Sunday, April 29, 2007

Bimini to Great Bahama Bank, Bahamas

24.3 nm
Wind: NE 5-10 knots
Seas: 1-2 feet, flat on Bank
Latitude: 25°29.48’N
Longitude: 078°59.89’W
Maximum speed: 5.1 knots
Maximum speed under sail: 4.9 knots
Average speed: 3.7 knots

“A weather window starts only after swells have abated, but when it starts, take the leading edge of it and don’t delay. If you really want to attend one more beach bonfire, or one more dance at the Peace and Plenty, or you already invited the boat next door for cocktails, then enjoy yourself and wait for the next window.” --Bruce Van Sant, The Gentleman’s Guide to Passages South

This is advice that we did not take today. This guide, which traces what is called the “thorny path” from Florida to Venezuela, has become our Bible. Evidently it’s everyone’s Bible down here from talking to other cruisers. It’s funny, because before we left I asked for advice on books in an online sailing forum, and one person recommended it. Everyone else jumped on him because Van Sant was too opinionated. “It’s his way or the highway,” someone grumbled.

Let me tell you, though--that’s what you need out here. It’s called the thorny path to windward for a reason, and the reason is that you have to sail 700 miles into the face of the wind. Karl and I are just beginning to wrap our minds around that. That’s why some people recommend the Mexico route, despite the 400-mile passage.

I didn’t even know what trade winds were before we left, nor, I imagine, do you. They are the wind that is sucked into the equatorial zone to fill the void left by the super-heated air that ascends up into the atmosphere. In the northern hemisphere they’re sucked east by the Coriolis Effect and the equatorial current, in the south, they’re sucked west. This means, for all practical purposes, the wind blows east. All the time. East: exactly the direction we need to go. So Bruce tells us how to do that, how to use the wind and the islands and the fronts and the troughs against themselves. He obeys Francis Bacon’s dictum: “Nature, to be commanded, must be understood.”

So that’s our task over the next three months or so, understand nature and bash 700 miles to windward, and to do that we need to be able to wake up in the morning. Not exactly our strong suit, if you are a follower at all of our meanderings. Or if you know me. Or Karl. We especially need to be able to wake up to get out of town on a day when the wind is blowing a lovely five knots out of the northeast and can carry us on a lovely close reach all the way across the Great Bahama Bank where the water is completely flat.

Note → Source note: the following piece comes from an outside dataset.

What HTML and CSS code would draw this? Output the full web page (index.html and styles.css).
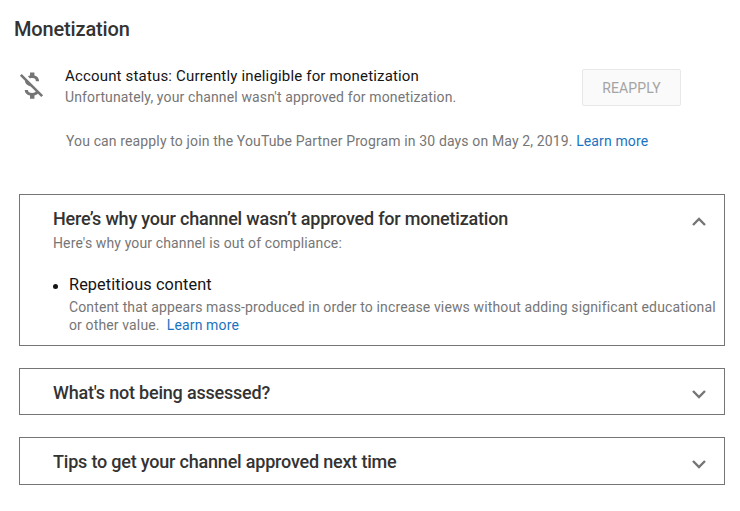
FILE: index.html
```html
<!DOCTYPE html>
<html lang="en">
<head>
<meta charset="utf-8">
<title>Monetization</title>
<link rel="stylesheet" href="styles.css">
</head>
<body>
<h1 class="title">Monetization</h1>
<section class="status">
  <svg class="status-icon" viewBox="0 0 24 24" width="35" height="35" aria-hidden="true"><path fill="#757575" d="M12.5 6.9c1.78 0 2.44.85 2.5 2.1h2.21c-.07-1.72-1.12-3.3-3.21-3.81V3h-3v2.16c-.53.12-1.03.3-1.48.54l1.47 1.47c.41-.17.91-.27 1.51-.27zM5.33 4.06L4.06 5.33 7.5 8.77c0 2.08 1.56 3.21 3.91 3.91l3.51 3.51c-.34.48-1.05.91-2.42.91-2.06 0-2.87-.92-2.98-2.1h-2.2c.12 2.19 1.76 3.42 3.68 3.83V21h3v-2.15c.96-.18 1.82-.55 2.45-1.12l2.22 2.22 1.27-1.27L5.33 4.06z"/></svg>
  <div class="status-text">
    <p class="status-main">Account status: Currently ineligible for monetization</p>
    <p class="muted">Unfortunately, your channel wasn't approved for monetization.</p>
  </div>
  <button class="reapply" disabled>REAPPLY</button>
</section>
<p class="muted reapply-note">You can reapply to join the YouTube Partner Program in 30 days on May 2, 2019. <a href="#">Learn more</a></p>

<section class="panel panel-open">
  <div class="panel-head">
    <h2>Here’s why your channel wasn’t approved for monetization</h2>
    <svg class="chev" viewBox="0 0 16 10" width="16" height="10" aria-hidden="true"><path d="M2 8l6-6 6 6" fill="none" stroke="#757575" stroke-width="2.4"/></svg>
  </div>
  <p class="muted intro">Here's why your channel is out of compliance:</p>
  <ul class="reasons">
    <li>
      <span class="reason-name">Repetitious content</span>
      <p class="muted">Content that appears mass-produced in order to increase views without adding significant educational or other value.&nbsp; <a href="#">Learn more</a></p>
    </li>
  </ul>
</section>

<section class="panel panel-closed panel-a">
  <h2>What's not being assessed?</h2>
  <svg class="chev" viewBox="0 0 16 10" width="16" height="10" aria-hidden="true"><path d="M2 2l6 6 6-6" fill="none" stroke="#757575" stroke-width="2.4"/></svg>
</section>
<section class="panel panel-closed panel-b">
  <h2>Tips to get your channel approved next time</h2>
  <svg class="chev" viewBox="0 0 16 10" width="16" height="10" aria-hidden="true"><path d="M2 2l6 6 6-6" fill="none" stroke="#757575" stroke-width="2.4"/></svg>
</section>
</body>
</html>
```
FILE: styles.css
```css
* { box-sizing: border-box; }
html, body { margin: 0; padding: 0; }
body {
  width: 740px;
  height: 511px;
  overflow: hidden;
  background: #fff;
  font-family: Roboto, "Liberation Sans", sans-serif;
  font-size: 14px;
  color: #282828;
  padding: 17px 15px 0 14px;
}
h1, h2, p, ul { margin: 0; padding: 0; }
a { color: #1a73c0; text-decoration: none; }
.title { font-size: 20px; line-height: 24px; font-weight: 500; color: #333; letter-spacing: -0.15px; }
.muted { font-size: 14px; line-height: 18px; color: #767676; letter-spacing: 0.13px; }
.status { display: flex; align-items: flex-start; margin-top: 25px; }
.status-icon { margin: 2px 0 0 0; flex: none; }
.status-text { width: 517px; margin-left: 16px; }
.status-main { font-size: 15px; line-height: 20px; color: #141414; letter-spacing: 0.17px; }
.status-text .muted { line-height: 19px; margin-top: 2px; }
.reapply {
  width: 99px;
  height: 37px;
  margin-top: 3px;
  background: #fafafa;
  border: 1px solid #e8e8e8;
  border-radius: 2px;
  font: 400 14px Roboto, "Liberation Sans", sans-serif;
  letter-spacing: 0.1px;
  color: #a4a4a4;
}
.reapply-note { margin: 24px 0 0 52px; line-height: 20px; }
.panel { margin-left: 5px; width: 706px; border: 1px solid #757575; }
.panel h2 { font-size: 18px; line-height: 24px; font-weight: 500; color: #333; letter-spacing: -0.2px; }
.panel-open { margin-top: 43px; height: 152px; padding: 12px 0 0 33px; }
.panel-head { display: flex; justify-content: space-between; align-items: center; padding-right: 17px; }
.panel-head .chev { margin-top: 5px; }
.intro { margin-top: 3px; }
.reasons { margin-top: 23px; padding-left: 16px; list-style: none; }
.reasons li { position: relative; }
.reasons li::before {
  content: "";
  position: absolute;
  left: -16px;
  top: 9px;
  width: 5px;
  height: 5px;
  border-radius: 50%;
  background: #141414;
}
.reason-name { font-size: 16.3px; line-height: 20px; color: #141414; display: block; letter-spacing: 0.1px; }
.reasons p { line-height: 18px; margin-top: 3px; width: 651px; }
.panel-closed { display: flex; justify-content: space-between; align-items: center; padding: 2px 17px 0 33px; }
.panel-closed .chev { margin-top: 2px; }
.panel-a { margin-top: 22px; height: 47px; }
.panel-b { margin-top: 22px; height: 48px; padding-top: 1px; }
.panel-b .chev { margin-top: 4px; }
```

As usual, however, we did not do that. Instead, we stayed up until two in the morning chatting with Adam, of s/v Eve (hardeehar), a single-hander from Brooklyn who pulled into the marina yesterday, and listening in our cockpit to the live zydeco versions of Beatles tunes from the bar on the water next to the marina, and frying up some delicious summer squash and tomato over rice at midnight. So we didn’t leave Bimini until noon and wasted half of a lovely fading cold front. Oh well. We’ll get the hang of it eventually. Either that, or we’ll end up beating into 35-knot trade winds and eight-foot seas for an eternity. I don’t think it’d take very much of that to learn our lesson.

It was still a gorgeous sail. The Great Bahama Bank is a shallow stretch of water that stretches fifty miles from Bimini to the Berry Islands. After we got comfortable with depths of 7-8 feet, we pulled out all our sail and had a lovely gurgling beat at around four knots across the Bank. Sometimes I think Secret sails best on a beat at 5-10 knots. She flies across the water, with the least bit of a tilt sideways, the water burbling past. It was exhilarating.

Even more exhilarating is our anchorage tonight. There’s absolutely nothing out here, so the guidebooks recommend anchoring two miles below the rhumbline to cross the Bank, to put out an anchor light, and hope you don’t get run into by another boat on a night passage. So we’re anchored completely out of sight of land. It’s just us, our little house, and the almost full moon, in the middle of the great wide ocean.